Extract every line below that contains the word "this".

RECORDED DATA
━━━━━━━━

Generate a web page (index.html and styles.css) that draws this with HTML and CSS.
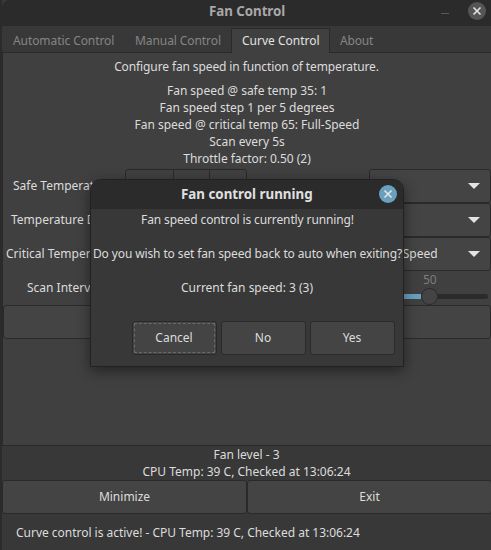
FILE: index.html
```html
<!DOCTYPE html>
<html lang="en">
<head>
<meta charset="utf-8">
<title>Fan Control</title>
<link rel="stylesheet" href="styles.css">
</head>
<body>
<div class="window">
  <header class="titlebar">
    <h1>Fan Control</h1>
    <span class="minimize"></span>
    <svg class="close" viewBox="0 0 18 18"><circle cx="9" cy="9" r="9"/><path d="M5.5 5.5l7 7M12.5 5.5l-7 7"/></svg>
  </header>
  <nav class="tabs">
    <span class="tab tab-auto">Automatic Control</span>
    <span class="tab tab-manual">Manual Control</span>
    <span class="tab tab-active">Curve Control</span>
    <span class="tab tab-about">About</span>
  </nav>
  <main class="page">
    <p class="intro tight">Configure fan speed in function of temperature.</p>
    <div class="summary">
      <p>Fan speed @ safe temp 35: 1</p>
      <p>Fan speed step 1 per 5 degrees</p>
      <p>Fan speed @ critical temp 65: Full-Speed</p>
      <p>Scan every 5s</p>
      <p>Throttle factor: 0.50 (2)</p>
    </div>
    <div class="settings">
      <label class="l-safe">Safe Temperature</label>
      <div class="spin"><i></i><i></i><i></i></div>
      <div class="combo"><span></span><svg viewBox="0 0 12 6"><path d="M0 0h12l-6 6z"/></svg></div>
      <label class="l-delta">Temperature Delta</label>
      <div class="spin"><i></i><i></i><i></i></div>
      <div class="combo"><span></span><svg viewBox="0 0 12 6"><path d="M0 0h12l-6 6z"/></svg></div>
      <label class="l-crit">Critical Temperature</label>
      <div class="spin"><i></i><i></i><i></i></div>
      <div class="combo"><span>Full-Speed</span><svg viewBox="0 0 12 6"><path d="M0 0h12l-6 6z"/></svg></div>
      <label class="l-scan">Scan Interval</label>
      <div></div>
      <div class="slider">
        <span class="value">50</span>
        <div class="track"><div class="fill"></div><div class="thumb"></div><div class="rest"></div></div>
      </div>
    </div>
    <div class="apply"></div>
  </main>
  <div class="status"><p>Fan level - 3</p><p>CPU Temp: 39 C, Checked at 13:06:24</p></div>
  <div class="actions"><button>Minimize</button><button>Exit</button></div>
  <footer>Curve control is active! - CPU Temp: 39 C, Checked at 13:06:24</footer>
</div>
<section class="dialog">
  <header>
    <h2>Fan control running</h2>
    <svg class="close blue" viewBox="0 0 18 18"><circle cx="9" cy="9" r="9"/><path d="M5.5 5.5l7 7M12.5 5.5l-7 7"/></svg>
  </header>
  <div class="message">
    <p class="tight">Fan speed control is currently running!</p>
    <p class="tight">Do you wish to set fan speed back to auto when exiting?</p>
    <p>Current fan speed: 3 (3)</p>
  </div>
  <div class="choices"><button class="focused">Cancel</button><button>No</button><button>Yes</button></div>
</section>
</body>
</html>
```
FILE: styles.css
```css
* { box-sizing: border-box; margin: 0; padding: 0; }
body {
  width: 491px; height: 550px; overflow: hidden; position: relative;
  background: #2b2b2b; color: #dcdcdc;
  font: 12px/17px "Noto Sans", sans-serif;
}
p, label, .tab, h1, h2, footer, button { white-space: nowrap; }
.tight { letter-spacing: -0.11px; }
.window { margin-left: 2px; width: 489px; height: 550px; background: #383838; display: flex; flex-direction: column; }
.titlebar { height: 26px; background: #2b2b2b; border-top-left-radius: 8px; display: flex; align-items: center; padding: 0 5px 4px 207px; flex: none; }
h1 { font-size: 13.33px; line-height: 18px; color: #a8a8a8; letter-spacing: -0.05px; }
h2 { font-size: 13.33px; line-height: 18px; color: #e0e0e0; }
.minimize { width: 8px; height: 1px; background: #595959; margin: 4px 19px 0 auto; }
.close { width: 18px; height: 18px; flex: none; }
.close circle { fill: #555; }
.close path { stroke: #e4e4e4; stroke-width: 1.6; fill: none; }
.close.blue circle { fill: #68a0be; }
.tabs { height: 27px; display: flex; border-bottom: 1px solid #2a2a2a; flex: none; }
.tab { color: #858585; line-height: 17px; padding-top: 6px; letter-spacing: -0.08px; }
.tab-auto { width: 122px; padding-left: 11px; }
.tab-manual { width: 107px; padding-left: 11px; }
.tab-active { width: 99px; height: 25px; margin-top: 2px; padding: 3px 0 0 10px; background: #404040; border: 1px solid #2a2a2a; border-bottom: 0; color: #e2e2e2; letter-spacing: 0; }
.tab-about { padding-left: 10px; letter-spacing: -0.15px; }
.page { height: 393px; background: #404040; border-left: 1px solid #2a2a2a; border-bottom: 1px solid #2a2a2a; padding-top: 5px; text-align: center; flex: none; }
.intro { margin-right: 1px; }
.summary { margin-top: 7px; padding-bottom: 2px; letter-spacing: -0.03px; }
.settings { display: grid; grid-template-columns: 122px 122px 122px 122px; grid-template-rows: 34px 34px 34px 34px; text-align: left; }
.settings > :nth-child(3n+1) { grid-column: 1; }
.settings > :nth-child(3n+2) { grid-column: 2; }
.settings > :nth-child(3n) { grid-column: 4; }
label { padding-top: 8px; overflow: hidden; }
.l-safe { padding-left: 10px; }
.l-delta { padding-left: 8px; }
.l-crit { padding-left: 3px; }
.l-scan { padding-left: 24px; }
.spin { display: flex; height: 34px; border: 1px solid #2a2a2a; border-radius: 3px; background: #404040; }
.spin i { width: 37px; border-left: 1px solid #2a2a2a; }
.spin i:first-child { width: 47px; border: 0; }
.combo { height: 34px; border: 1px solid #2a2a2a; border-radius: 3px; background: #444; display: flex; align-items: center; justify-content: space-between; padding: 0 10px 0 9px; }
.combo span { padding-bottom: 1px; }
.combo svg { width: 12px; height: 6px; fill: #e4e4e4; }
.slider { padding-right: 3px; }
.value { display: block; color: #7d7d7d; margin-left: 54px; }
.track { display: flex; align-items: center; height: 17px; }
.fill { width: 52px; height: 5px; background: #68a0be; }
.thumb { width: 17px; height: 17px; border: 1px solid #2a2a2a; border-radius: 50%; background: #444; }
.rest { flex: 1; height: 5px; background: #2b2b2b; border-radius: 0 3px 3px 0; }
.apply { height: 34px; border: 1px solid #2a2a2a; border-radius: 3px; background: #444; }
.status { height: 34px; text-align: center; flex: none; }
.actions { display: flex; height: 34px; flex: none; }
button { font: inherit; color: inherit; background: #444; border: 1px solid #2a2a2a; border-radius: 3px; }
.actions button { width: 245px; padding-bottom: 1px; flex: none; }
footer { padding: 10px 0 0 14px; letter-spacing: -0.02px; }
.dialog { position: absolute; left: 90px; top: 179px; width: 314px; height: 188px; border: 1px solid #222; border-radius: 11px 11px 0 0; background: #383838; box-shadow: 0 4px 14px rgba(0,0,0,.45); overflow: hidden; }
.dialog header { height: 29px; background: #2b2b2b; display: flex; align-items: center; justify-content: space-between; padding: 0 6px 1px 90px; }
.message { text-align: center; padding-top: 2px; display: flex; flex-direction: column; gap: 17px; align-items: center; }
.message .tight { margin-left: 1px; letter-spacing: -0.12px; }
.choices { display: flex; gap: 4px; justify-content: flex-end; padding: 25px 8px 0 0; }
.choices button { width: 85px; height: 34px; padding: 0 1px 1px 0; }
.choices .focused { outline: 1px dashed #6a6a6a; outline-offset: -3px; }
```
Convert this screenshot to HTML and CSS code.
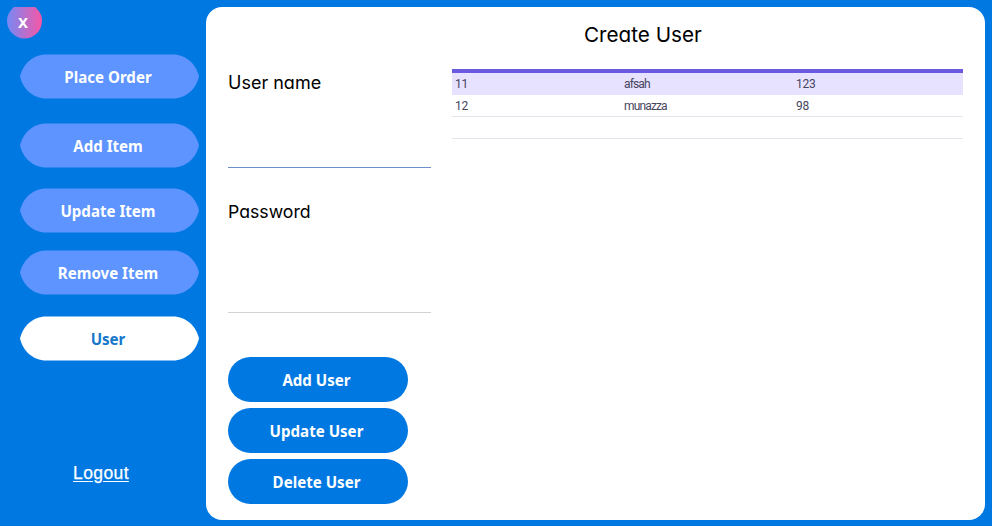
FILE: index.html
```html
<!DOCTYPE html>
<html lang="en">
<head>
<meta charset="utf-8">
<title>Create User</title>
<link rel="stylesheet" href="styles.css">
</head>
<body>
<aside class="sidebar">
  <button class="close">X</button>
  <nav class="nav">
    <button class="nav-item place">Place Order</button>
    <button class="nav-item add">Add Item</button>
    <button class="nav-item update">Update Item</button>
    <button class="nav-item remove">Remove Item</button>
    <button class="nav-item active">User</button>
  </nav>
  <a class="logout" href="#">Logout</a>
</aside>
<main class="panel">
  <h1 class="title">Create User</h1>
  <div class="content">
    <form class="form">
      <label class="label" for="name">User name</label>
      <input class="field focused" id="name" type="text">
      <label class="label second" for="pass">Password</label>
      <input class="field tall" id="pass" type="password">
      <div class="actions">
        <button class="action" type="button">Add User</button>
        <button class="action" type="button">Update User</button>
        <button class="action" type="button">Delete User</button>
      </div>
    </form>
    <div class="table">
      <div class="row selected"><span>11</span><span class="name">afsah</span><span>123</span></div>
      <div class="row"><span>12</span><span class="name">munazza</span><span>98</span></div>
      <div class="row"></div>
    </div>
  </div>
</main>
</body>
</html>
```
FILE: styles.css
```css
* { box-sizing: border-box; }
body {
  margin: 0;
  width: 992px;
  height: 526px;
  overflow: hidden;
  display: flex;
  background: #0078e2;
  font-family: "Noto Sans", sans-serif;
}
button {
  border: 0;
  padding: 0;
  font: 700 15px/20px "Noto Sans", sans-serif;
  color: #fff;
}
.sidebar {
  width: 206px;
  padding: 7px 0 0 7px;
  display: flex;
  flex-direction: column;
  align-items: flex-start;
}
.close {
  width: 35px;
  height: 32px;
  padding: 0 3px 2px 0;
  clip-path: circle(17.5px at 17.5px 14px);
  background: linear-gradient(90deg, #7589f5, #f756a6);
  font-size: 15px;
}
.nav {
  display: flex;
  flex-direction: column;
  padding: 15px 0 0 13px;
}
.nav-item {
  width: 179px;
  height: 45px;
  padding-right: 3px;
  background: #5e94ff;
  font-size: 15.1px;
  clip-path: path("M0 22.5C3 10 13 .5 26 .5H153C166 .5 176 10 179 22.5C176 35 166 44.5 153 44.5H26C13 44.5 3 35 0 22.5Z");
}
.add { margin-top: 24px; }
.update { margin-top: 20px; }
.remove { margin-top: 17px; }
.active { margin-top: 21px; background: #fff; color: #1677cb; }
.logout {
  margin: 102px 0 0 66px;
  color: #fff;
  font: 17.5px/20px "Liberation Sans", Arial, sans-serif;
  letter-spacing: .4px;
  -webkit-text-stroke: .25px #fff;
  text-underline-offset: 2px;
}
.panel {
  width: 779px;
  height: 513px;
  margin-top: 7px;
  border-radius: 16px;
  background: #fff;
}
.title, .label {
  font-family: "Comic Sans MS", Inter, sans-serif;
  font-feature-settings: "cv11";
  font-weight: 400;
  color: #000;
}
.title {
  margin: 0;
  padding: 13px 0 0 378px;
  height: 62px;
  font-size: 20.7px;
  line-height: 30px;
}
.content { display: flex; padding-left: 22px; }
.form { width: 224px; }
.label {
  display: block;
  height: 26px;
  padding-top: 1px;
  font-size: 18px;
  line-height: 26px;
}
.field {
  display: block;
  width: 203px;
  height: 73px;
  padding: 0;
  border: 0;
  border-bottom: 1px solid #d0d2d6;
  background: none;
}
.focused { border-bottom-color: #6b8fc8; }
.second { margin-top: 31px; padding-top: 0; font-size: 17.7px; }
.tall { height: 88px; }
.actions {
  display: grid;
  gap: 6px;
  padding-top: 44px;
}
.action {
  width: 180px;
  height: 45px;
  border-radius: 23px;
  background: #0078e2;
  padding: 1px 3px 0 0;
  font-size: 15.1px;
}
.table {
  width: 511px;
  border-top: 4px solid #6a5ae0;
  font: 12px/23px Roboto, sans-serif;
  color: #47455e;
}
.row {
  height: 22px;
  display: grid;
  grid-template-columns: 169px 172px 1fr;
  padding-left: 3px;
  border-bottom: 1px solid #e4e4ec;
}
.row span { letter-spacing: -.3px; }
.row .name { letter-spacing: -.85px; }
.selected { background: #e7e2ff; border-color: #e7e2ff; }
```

━━━━━━━━

CORRECT RESULT
Generate a web page (index.html and styles.css) that draws this with HTML and CSS.
Convert this screenshot to HTML and CSS code.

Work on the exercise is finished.